Any suggestions are appreciated. I will try here first then ask the Myford group as I am not sure if they will lynch me for talking about a knock off there. ;-)
Thanks
Dave

JoeLee
11-30-2010, 08:23 AM
I'm not familiar with that machine or it's spindle design. If you have .010 of runout in 1 inch I would start looking for loose or bad bearings, or play in the saddle and compound rest. I've never seen spindle bearings lubed with grease other than grinder spindles that were sealed. The wrong grease could cause premature wear.
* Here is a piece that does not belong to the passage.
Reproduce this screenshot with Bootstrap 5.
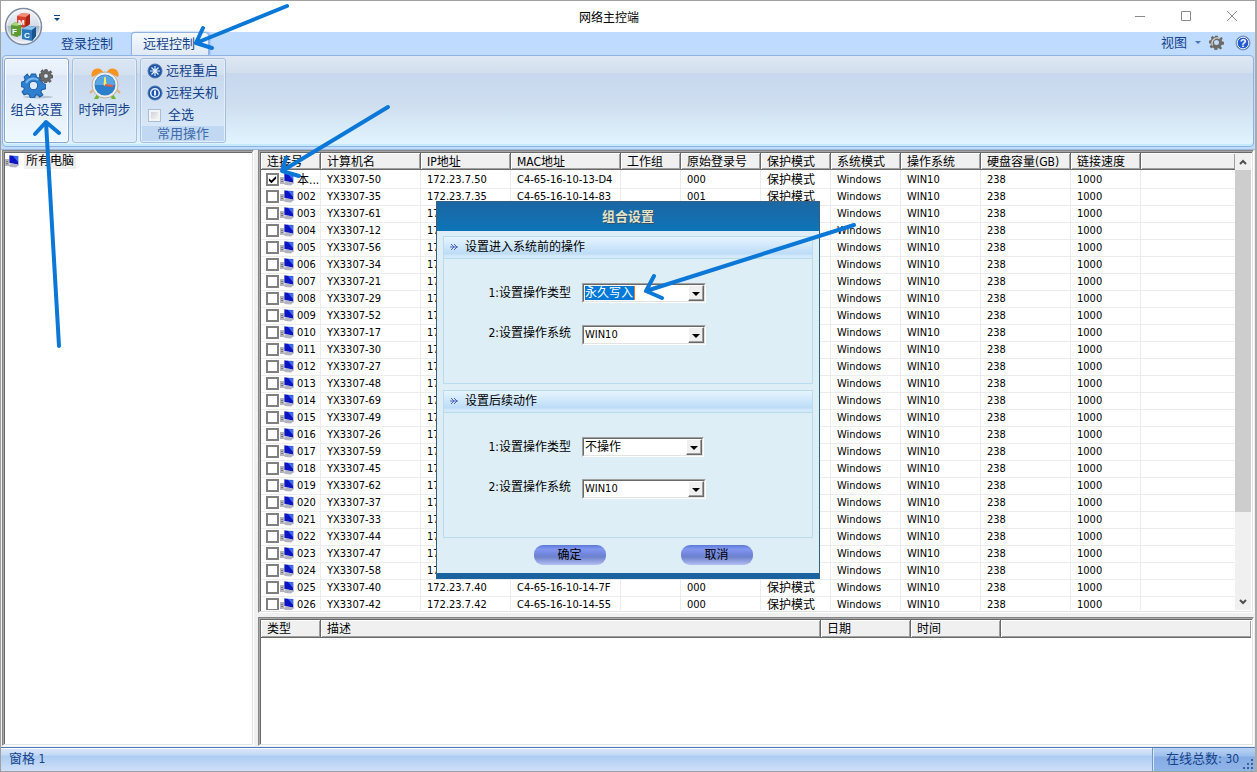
<!DOCTYPE html>
<html lang="zh-CN">
<head>
<meta charset="utf-8">
<meta name="viewport" content="width=device-width, initial-scale=1">
<title>网络主控端</title>
<link href="https://cdn.jsdelivr.net/npm/bootstrap@5.3.0/dist/css/bootstrap.min.css" rel="stylesheet">
<style>
  :root { --ink: #15428b; --face: #f0f0f0; }
  body { font: 12px/16px "DejaVu Sans Condensed", "Noto Sans CJK SC", sans-serif; color: #000; background: #fff; }
  button, input, select { font: inherit; }
  .win { border: 1px solid #a0a0a0; border-right: 2px solid #aaa; }
  .titlebar { height: 31px; }
  .titlebar h1 { font-size: 12px; line-height: 16px; padding-top: 2px; padding-right: 38px; }
  .winctl { gap: 34px; padding-right: 17px; padding-bottom: 1px; }
  .plain { background: none; border: 0; padding: 0; color: inherit; display: flex; align-items: center; }
  .orb { left: 3px; top: 6px; z-index: 3; }
  .qat { left: 52px; top: 13px; }

  .tabs-row { background: #bfdbff; height: 23px; padding-left: 52px; font-size: 13px; color: var(--ink); }
  .tabs-row a { color: var(--ink); text-decoration: none; height: 22px; line-height: 21px; padding: 0 9px 0 8px; }
  .tabs-row a.active { margin-left: 9px; padding: 0 13px 0 11px; height: 23px; background: linear-gradient(#f4f9ff, #dfe9f5); border: 1px solid #8db2e3; border-bottom: 0; border-radius: 4px 4px 0 0; box-shadow: 1px 0 2px #7ea6dc; }
  .tools { padding-right: 4px; gap: 7px; padding-bottom: 2px; }

  .ribbon-bg { background: #bfdbff; padding: 0 1px 2px; }
  .ribbon { height: 92px; border: 1px solid #8db2e3; border-radius: 4px; padding: 2px 1px; gap: 3px; font-size: 13px; color: var(--ink);
    background: linear-gradient(#dfe8f4 0, #d2deec 17px, #c7d7ed 17px, #cfdff0 50px, #e1f4fe 88px); box-shadow: inset 0 -2px 1px #c2eafb; }
  .rgroup { border: 1px solid #a5bfdf; border-radius: 3px; box-shadow: inset 0 0 0 1px #e3eefa; background: linear-gradient(#dbe6f4 0, #d3e0f0 16px, #c8d9ee 16px, #dcecfa 100%); color: var(--ink); padding: 0; height: 85px; }
  .rbig { width: 65px; padding-top: 9px; line-height: 20px; display: flex; flex-direction: column; align-items: center; gap: 0; }
  .rbig.hot { background: linear-gradient(#edf4fd 0, #e6eefa 16px, #dbe7f7 16px, #eef8ff 100%); border-color: #86a7d4; box-shadow: inset 0 0 0 1px #fff; }
  .rlist { width: 86px; padding: 1px; line-height: 20px; }
  .rlist button, .rlist label { height: 22px; padding-left: 5px; gap: 3px; display: flex; align-items: center; }
  .rlist .cap { background: #c0d8f1; color: #3e6aaa; height: 15px; line-height: 15px; text-align: center; }
  .tick-all { appearance: none; width: 13px; height: 13px; margin: 0 4px 0 1px; border: 1px solid #a9bdd8; background: linear-gradient(135deg, #c4c7cc, #fff); box-shadow: inset 0 0 0 2px #f4f4f4; }

  .work { background: var(--face); padding: 0 1px 1px; gap: 4px; border-top: 1px solid #9db8dd; }
  .sunk { background: #fff; border: 1px solid #868686; border-right-color: #fff; border-bottom-color: #fff; padding: 2px; overflow: hidden;
    box-shadow: inset 1px 1px #a6a6a6, inset -1px -1px #e3e3e3, inset 2px 2px #696969; }
  .tree { flex: 0 0 252px; }
  .tree a { color: #000; text-decoration: none; gap: 4px; }
  .tree a span { background: var(--face); padding: 0 2px; }
  .stack { gap: 4px; }
  .log { height: 129px; }

  .grid { table-layout: fixed; width: 100%; border-collapse: separate; border-spacing: 0; }
  .grid th { height: 17px; line-height: 14px; padding: 2px 0 0 6px; font-weight: 400; white-space: nowrap; overflow: hidden; background: var(--face);
    border-right: 1px solid #696969; border-bottom: 1px solid #696969; box-shadow: inset 1px 1px #fff, inset -1px -1px #a0a0a0; }
  .grid th:last-child { border-right: 0; }
  .log .grid th { height: 18px; line-height: 15px; }
  .grid td { height: 17px; line-height: 16px; padding: 0 0 0 5px; font-size: 11px; white-space: nowrap; overflow: hidden; border-right: 1px solid #ececec; border-bottom: 1px solid #ececec; }
  .grid td:nth-child(n+2) { padding-left: 6px; }
  .grid td:last-child { border-right: 0; }
  .grid tbody tr:first-child td { padding-top: 2px; }
  .grid .zh { font-size: 12px; }
  .grid label { display: flex; align-items: center; height: 16px; padding-bottom: 1px; }
  .grid label svg { margin: 0 2px 0 1px; flex: none; }
  .tick { appearance: none; flex: none; width: 13px; height: 13px; margin: 0; border: 2px solid #808080; background: #fff; }
  .tick:checked::before { content: ""; display: block; width: 9px; height: 9px; background: #000; clip-path: polygon(10% 35%, 38% 62%, 90% 12%, 90% 42%, 38% 92%, 10% 65%); }
  .vbar { flex: 0 0 16px; background: var(--face); }
  .vbar i { display: block; background: #cdcdcd; height: 342px; width: 16px; }
  .vbar svg { margin: 4px; flex: none; }

  .statusbar { height: 24px; border-top: 1px solid #4f7cb8; box-shadow: inset 0 1px #fff; background: linear-gradient(#dbe8fa 0, #c3d9f6 7px, #acccf3 8px, #cfe0f8 100%); color: var(--ink); line-height: 21px; }
  .statusbar .zh { font-size: 13px; }
  .statusbar .pane { padding-left: 8px; }
  .statusbar .total { width: 103px; padding: 0 16px 0 13px; border-left: 1px solid #6f97cf; background: linear-gradient(#b9d2f3 0, #9dbfec 8px, #86ade4 9px, #8fb4e8 100%); box-shadow: inset 1px 0 #dbe8fa; }
  .grip { right: 1px; bottom: 1px; }

  .veil { padding-top: 7px; z-index: 5; }
  .dlg { width: 384px; background: #deeef7; border: 1px solid #39617f; border-bottom: 6px solid #1a639e; }
  .dlg h2 { height: 29px; line-height: 30px; margin: 0 0 5px; font-size: 13px; font-weight: 700; text-align: center; color: #e3e3c9; text-shadow: 1px 1px #33506a; background: linear-gradient(#1c67a3, #0d74b8); }
  .dlg fieldset { margin: 0 6px 6px; height: 148px; border: 1px solid #b9dced; }
  .dlg .leg { height: 22px; padding-left: 6px; gap: 7px; background: linear-gradient(#e6f5fe, #bddcf8 80%, #d4eafa 90%); border-bottom: 1px solid #b9dced; margin-bottom: 24px; }
  .frow { padding-left: 36px; gap: 11px; margin-bottom: 22px; }
  .frow label { width: 91px; text-align: right; }
  .combo { display: block; position: relative; width: 124px; height: 20px; border: 1px solid #a0a0a0; border-right-color: #fff; border-bottom-color: #fff; }
  .combo.slim { width: 122px; }
  .combo select { appearance: none; width: 100%; height: 18px; line-height: 15px; padding: 1px 18px 0 1px; border: 1px solid #696969; border-right-color: #e3e3e3; border-bottom-color: #e3e3e3; border-radius: 0; background: #fff; display: block; color: #000; outline: 0; }
  .combo .lat { font-size: 11px; padding-top: 0; }
  .combo select.picked { color: #fff; background: linear-gradient(#e8762c, #e8762c) 50px 1px / 1px 14px no-repeat, linear-gradient(#0078d7, #0078d7) 1px 1px / 49px 14px no-repeat, #fff; }
  .combo::after { content: ""; position: absolute; right: 1px; top: 1px; width: 16px; height: 16px; background: var(--face); border: 1px solid #fff; border-right-color: #696969; border-bottom-color: #696969; box-shadow: inset -1px -1px #a0a0a0; pointer-events: none; }
  .combo::before { content: ""; position: absolute; z-index: 1; right: 5px; top: 8px; border: 4px solid transparent; border-top-color: #000; border-bottom: 0; pointer-events: none; }
  .dlg-foot { gap: 75px; padding: 1px 0 8px 30px; }
  .pill { width: 72px; height: 20px; padding: 0; border: 0; border-radius: 9px; line-height: 20px; background: linear-gradient(#5a78d8 0, #8297ee 4px, #7286dc 9px, #6c82cc 12px, #b5bff2 100%); }
  .pill:hover { filter: brightness(1.05); }
  .notes { z-index: 9; pointer-events: none; fill: none; stroke: #0b78d8; stroke-width: 4; stroke-linecap: round; stroke-linejoin: round; }
</style>
</head>
<body>
<svg class="d-none" aria-hidden="true">
  <symbol id="pc" viewBox="0 0 15 13">
    <path d="M0 4h4v7H0z" fill="#b4b4b8"/><path d="M1 6h2v1H1zM1 8h2v1H1z" fill="#77777c"/>
    <path d="M4 0l10 1v9.500L4 8.500z" fill="#b9bfdc"/><path d="M4.500 .5l8.500 1V9.500L4.500 7.800z" fill="#0c14c4"/>
    <path d="M8 1l5 .6V7z" fill="#3f6cf0"/><path d="M3 10l4-1.500 7 1.500-3 2.500-6-.5z" fill="#b4b4c0"/>
  </symbol>
  <symbol id="cog" viewBox="-12 -12 24 24">
    <path fill-rule="evenodd" d="M-2-11H2L3-8 5-7 8-9 10-6 8-4 9-2 12-1V3L8 4 7 6 9 9 6 11 4 9 2 9 1 12H-3L-4 9-6 8-9 9-11 6-9 4-9 2-12 1V-3L-9-4-8-6-9-8-6-11-4-8-3-9zM0-4a4 4 0 1 0 0 8 4 4 0 0 0 0-8z"/>
  </symbol>
</svg>

<div class="win vh-100 d-flex flex-column position-relative overflow-hidden">
  <header class="titlebar position-relative d-flex align-items-center justify-content-center flex-shrink-0">
    <button class="plain orb position-absolute" aria-label="菜单">
      <svg width="39" height="39" viewBox="0 0 39 39">
        <defs><linearGradient id="gl" x2="0" y2="1"><stop offset="0" stop-color="#f5f7fb"/><stop offset=".48" stop-color="#d5dbe6"/><stop offset=".5" stop-color="#a9b4c8"/><stop offset="1" stop-color="#f2f6fc"/></linearGradient></defs>
        <circle cx="19.500" cy="19.500" r="18" fill="url(#gl)" stroke="#7f8ba1" stroke-width="1.500"/>
        <circle cx="19.500" cy="19.500" r="16.500" fill="none" stroke="#fff" opacity=".7"/>
        <path d="M13 9l5-3 8 1 0 10-5 4-8-2z" fill="#d8402e"/><path d="M13 9l5-3 8 1-4 3z" fill="#f3907c"/><path d="M22 10l4-3v10l-5 4z" fill="#a82318"/>
        <path d="M7 18l4-3 6 2v11l-4 2-6-2z" fill="#5c9a34"/><path d="M7 18l4-3 6 2-4 2z" fill="#a6d37c"/>
        <path d="M18 22l5-3 9 1v9l-4 5-10-2z" fill="#2b78bd"/><path d="M18 22l5-3 9 1-4 3z" fill="#8fc4ec"/><path d="M28 23l4-3v9l-4 5z" fill="#175590"/>
        <g fill="#fff" font-family="Liberation Sans, sans-serif" font-weight="700" font-size="8"><text x="14" y="18">M</text><text x="8" y="27">F</text><text x="20" y="31">C</text></g>
      </svg>
    </button>
    <button class="plain qat position-absolute" aria-label="自定义">
      <svg width="8" height="8"><path d="M1 1.500h6" stroke="#15428b" stroke-width="1"/><path d="M1 4h6L4 7z" fill="#15428b"/></svg>
    </button>
    <h1 class="m-0 fw-normal">网络主控端</h1>
    <div class="winctl position-absolute end-0 top-0 h-100 d-flex align-items-center">
      <button class="plain" aria-label="最小化"><svg width="12" height="12" stroke="#8a8a8a"><path d="M1 6.500h10"/></svg></button>
      <button class="plain" aria-label="最大化"><svg width="12" height="12" fill="none" stroke="#8a8a8a"><path d="M1.500 1.500h9v9h-9z"/></svg></button>
      <button class="plain" aria-label="关闭"><svg width="12" height="12" stroke="#8a8a8a"><path d="M1 1l10 10M11 1L1 11"/></svg></button>
    </div>
  </header>

  <nav class="tabs-row d-flex align-items-end flex-shrink-0">
    <a href="#">登录控制</a>
    <a href="#" class="active">远程控制</a>
    <div class="tools ms-auto d-flex align-items-center align-self-center">
      <button class="plain gap-2">视图 <svg width="7" height="4"><path d="M0 0h6L3 3z" fill="#4a74b4"/></svg></button>
      <button class="plain" aria-label="设置"><svg width="15" height="15" viewBox="0 0 17 17" fill="#6b6b68"><use href="#cog"/><path d="M4 12a6 6 0 0 1 8-8" fill="none" stroke="#d6d3ca" stroke-width="1.500"/></svg></button>
      <button class="plain ms-1" aria-label="帮助"><svg width="16" height="16"><circle cx="8" cy="8" r="7" fill="#2259cf" stroke="#8796b4"/><circle cx="8" cy="8" r="5.800" fill="none" stroke="#e8f0ff"/><text x="8" y="12" text-anchor="middle" font-size="11" font-weight="700" fill="#fff" font-family="Liberation Sans, sans-serif">?</text></svg></button>
    </div>
  </nav>

  <div class="ribbon-bg flex-shrink-0">
    <div class="ribbon d-flex">
      <button class="rgroup rbig hot">
        <svg width="36" height="32" viewBox="0 0 36 32"><ellipse cx="19" cy="29" rx="15" ry="1.500" fill="#b9c4d4"/>
          <svg x="2" y="5" width="25" height="25" fill="#2f7fd0" stroke="#1d5ca5"><use href="#cog"/></svg>
          <path d="M7 15a8 8 0 0 1 12-3" fill="none" stroke="#7db8ee" stroke-width="2"/>
          <svg x="20" y="1" width="14" height="14" fill="#686868" stroke="#444"><use href="#cog"/></svg></svg>
        <span>组合设置</span>
      </button>
      <button class="rgroup rbig">
        <svg width="32" height="32" viewBox="0 0 32 32">
          <path d="M8 26l-3 5 4 0 2-3zM24 26l3 5-4 0-2-3z" fill="#6fb52c"/><path d="M4 22l-3 3M28 22l3 3" stroke="#e2b074" stroke-width="2"/>
          <path d="M3 9a6 6 0 0 1 11-5zM29 9a6 6 0 0 0-11-5z" fill="#f7931e"/>
          <circle cx="16" cy="17" r="13" fill="#f3efe8" stroke="#b9afa0"/><circle cx="16" cy="17" r="10.500" fill="#2c7fcb"/><path d="M6 17a10 10 0 0 1 20 0z" fill="#5aa6e4"/>
          <path d="M16 9l1 8h-2z" fill="#fff35c" stroke="#fff35c"/><path d="M16 17l8 1" stroke="#ef5a3c" stroke-width="2"/></svg>
        <span>时钟同步</span>
      </button>
      <div class="rgroup rlist">
        <button class="plain"><svg width="16" height="16"><circle cx="8" cy="8" r="7" fill="#1f55a8" stroke="#4f74ab"/><path d="M8 3v10M3 8h10M4.500 4.500l7 7M11.500 4.500l-7 7" stroke="#e3f0ff" stroke-width="1.200"/></svg>远程重启</button>
        <button class="plain"><svg width="16" height="16"><circle cx="8" cy="8" r="7" fill="#1f55a8" stroke="#4f74ab"/><circle cx="8" cy="8" r="4.300" fill="none" stroke="#e3f0ff" stroke-width="1.500"/><path d="M8 5.500v5" stroke="#fff" stroke-width="1.800"/></svg>远程关机</button>
        <label><input type="checkbox" class="tick-all">全选</label>
        <div class="cap">常用操作</div>
      </div>
    </div>
  </div>

  <main class="work d-flex flex-grow-1 overflow-hidden">
    <aside class="tree sunk">
      <a href="#" class="d-flex align-items-center"><svg width="15" height="13"><use href="#pc"/></svg><span>所有电脑</span></a>
    </aside>
    <div class="stack d-flex flex-column flex-grow-1 overflow-hidden">
      <section class="sunk d-flex flex-grow-1">
        <div class="flex-grow-1 overflow-hidden">
          <table class="grid">
            <colgroup><col width="60"><col width="100"><col width="90"><col width="110"><col width="60"><col width="80"><col width="70"><col width="70"><col width="80"><col width="90"><col width="70"><col></colgroup>
            <thead><tr><th>连接号</th><th>计算机名</th><th>IP地址</th><th>MAC地址</th><th>工作组</th><th>原始登录号</th><th>保护模式</th><th>系统模式</th><th>操作系统</th><th>硬盘容量(GB)</th><th>链接速度</th><th></th></tr></thead>
            <tbody id="hosts"></tbody>
          </table>
        </div>
        <div class="vbar d-flex flex-column">
          <svg width="8" height="9" fill="none" stroke="#505050" stroke-width="2"><path d="M1 7l3-3 3 3"/></svg>
          <i></i>
          <svg class="mt-auto" width="8" height="9" fill="none" stroke="#505050" stroke-width="2"><path d="M1 3l3 3 3-3"/></svg>
        </div>
      </section>
      <section class="sunk log flex-shrink-0">
        <table class="grid">
          <colgroup><col width="60"><col width="500"><col width="90"><col width="90"><col></colgroup>
          <thead><tr><th>类型</th><th>描述</th><th>日期</th><th>时间</th><th></th></tr></thead>
        </table>
      </section>
    </div>
  </main>

  <footer class="statusbar d-flex position-relative flex-shrink-0">
    <div class="pane flex-grow-1"><span class="zh">窗格</span> 1</div>
    <div class="total text-nowrap"><span class="zh">在线总数:</span> 30</div>
    <svg class="grip position-absolute" width="11" height="11" fill="#3c5f96"><path d="M8 0h2v2H8zM4 4h2v2H4zM8 4h2v2H8zM0 8h2v2H0zM4 8h2v2H4zM8 8h2v2H8z"/></svg>
  </footer>

  <div class="veil position-absolute top-0 start-0 w-100 h-100 d-flex align-items-center justify-content-center">
    <form class="dlg" role="dialog" aria-labelledby="dt">
      <h2 id="dt">组合设置</h2>
      <fieldset>
        <div class="leg d-flex align-items-center"><svg width="8" height="8" fill="none" stroke="#4a63b8"><path d="M1 1l3 3-3 3M4 1l3 3-3 3M0 4h8"/></svg>设置进入系统前的操作</div>
        <div class="frow d-flex align-items-center"><label for="a1">1:设置操作类型</label><span class="combo"><select id="a1" class="picked"><option>永久写入</option></select></span></div>
        <div class="frow d-flex align-items-start"><label for="a2">2:设置操作系统</label><span class="combo"><select id="a2" class="lat"><option>WIN10</option></select></span></div>
      </fieldset>
      <fieldset>
        <div class="leg d-flex align-items-center"><svg width="8" height="8" fill="none" stroke="#4a63b8"><path d="M1 1l3 3-3 3M4 1l3 3-3 3M0 4h8"/></svg>设置后续动作</div>
        <div class="frow d-flex align-items-center"><label for="b1">1:设置操作类型</label><span class="combo slim"><select id="b1"><option>不操作</option></select></span></div>
        <div class="frow d-flex align-items-start"><label for="b2">2:设置操作系统</label><span class="combo"><select id="b2" class="lat"><option>WIN10</option></select></span></div>
      </fieldset>
      <div class="dlg-foot d-flex justify-content-center">
        <button type="button" class="pill">确定</button>
        <button type="button" class="pill">取消</button>
      </div>
    </form>
  </div>

  <svg class="notes position-absolute top-0 start-0 w-100 h-100" aria-hidden="true">
    <path d="M286 5L195 42M202 27L195 42 211 47"/>
    <path d="M387 106L281 170M285 157L281 170 298 175"/>
    <path d="M58 345L45 121M34 133L45 121 58 132"/>
    <path d="M853 224L645 290M653 275L645 290 661 297"/>
  </svg>
</div>

<script>
  // machine number per seat; the last octet of the address is the same number
  const seats = [50,35,61,12,56,34,21,29,52,17,30,27,48,69,49,26,59,45,62,37,33,44,47,58,40,42];
  const known = {0: ['C4-65-16-10-13-D4','000'], 1: ['C4-65-16-10-14-83','001'], 24: ['C4-65-16-10-14-7F','000'], 25: ['C4-65-16-10-14-55','000']};
  document.getElementById('hosts').innerHTML = seats.map((n, i) => {
    const [mac, login] = known[i] || ['', ''];
    const no = i ? String(i + 1).padStart(3, '0') : '<span class="zh">本...</span>';
    return `<tr><td><label><input type="checkbox" class="tick"${i ? '' : ' checked'}><svg width="15" height="13"><use href="#pc"/></svg>${no}</label></td>
      <td>YX3307-${n}</td><td>172.23.7.${n}</td><td>${mac}</td><td></td><td>${login}</td><td class="zh">${known[i] ? '保护模式' : ''}</td>
      <td>Windows</td><td>WIN10</td><td>238</td><td>1000</td><td></td></tr>`;
  }).join('');
</script>
<script src="https://cdn.jsdelivr.net/npm/bootstrap@5.3.0/dist/js/bootstrap.bundle.min.js"></script>
</body>
</html>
I would start by indicating the spindle.

JL.............

ammcoman2
11-30-2010, 09:40 AM
I have an ML7 and it specifies ISO 27. I think the Super 7 calls for 32.

Looking at the details in the photos I am wondering if it has tapered roller bearings. The reason I say this is because the 920 lathe I had before the Myford had tapered rollers and this Colt was made in Taiwan (I think). A lot easier to make and then assemble than the tapered front bushing on a S7.

If it is indeed a bearing style spindle then a slight preload is needed (as I recall from the 920 mini-manual).

Geoff

DFMiller
11-30-2010, 10:19 AM
Geoff,
Thanks for the reply. I am going to have to figure out the oil vs grease thing soon. Just finished up reading on the yahoo group. The original owner was rather well informed on things related to lubes. He is not longer able to answer questions. :-(
I guess I will have to research oil guns.
Would a tapered bearing have only the one adjustment on the back, that being the nut with two holes in the last picture?
Thanks Dave

lakeside53
11-30-2010, 10:43 AM
Yes, that would be typical. There might also be a locking set screw (or other means). Adjustment is often by "feel". On my Emco, you tighten the nut, spin the chuck by hand (Gear box in neutral) and it should not rotate more than 1 revolution. Then run it for 20 minutes at say 1250 rpm and make sure the casting near the bearings "doesn't get get more than warm". Your process might be different, so be conservative.